C: Do you have aspirations to grow your audience to a point where you can play smaller concert halls, similar to how Henry Rollins does with his spoken word shows?

MF: The tours have come long way in the past year. With one phone call, my agent has me in any city I happen to be geographically linked to with WWE performances and other travels. As for future shows, I don't know what kind of halls Rollins plays but there are few comedians who can play places like Zanies without handing out comps. To think about broadening at that point is kind of wasted energy. I’ve played bigger halls in the U.K. but found 400-500 seat halls are my sweet spot. In the U.S. 200-300 seaters are great.

C: Looking back, do you see the skits you performed in WWE’s Attitude Era as planting seeds for comedy/spoken word career?

MF: Oh, sure. It was during that era that my knee joints started giving out and lower back got worse. I had to find a way to connect with the audience that didn't involve physicality. And when my book (Have a Nice Day!

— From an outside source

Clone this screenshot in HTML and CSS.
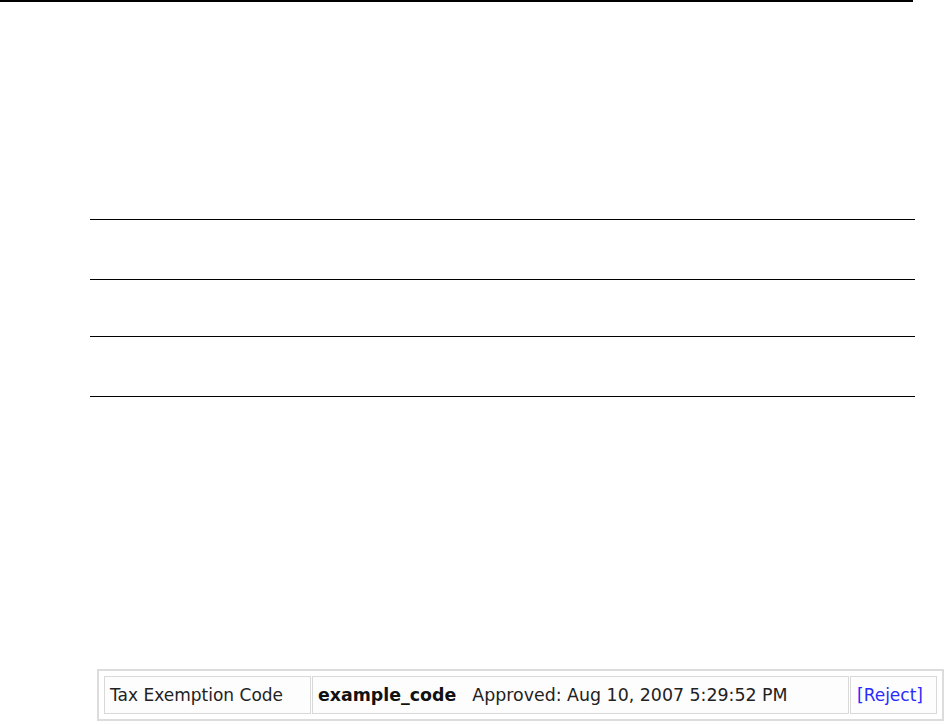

A Tale of Blood and Sweatsocks) became successful, I had the opportunity to speak with colleges and larger audiences. That’s when I realized I could entertain people through the spoken word.

C: I heard you were producing a documentary on the lives of professional Santa Clauses? Is this true?

MF: Absolutely. It’s called I Am Santa Claus and it follows me as I transform myself into Santa Claus, along with five other professional Santas. We (Foley and director Tommy Avallone) successfully funded a Kickstarter campaign and our plan now is to complete as good a movie as possible. I do discuss Santa from time to time in the show, but I’m not sure if he'll make his way to Chicago.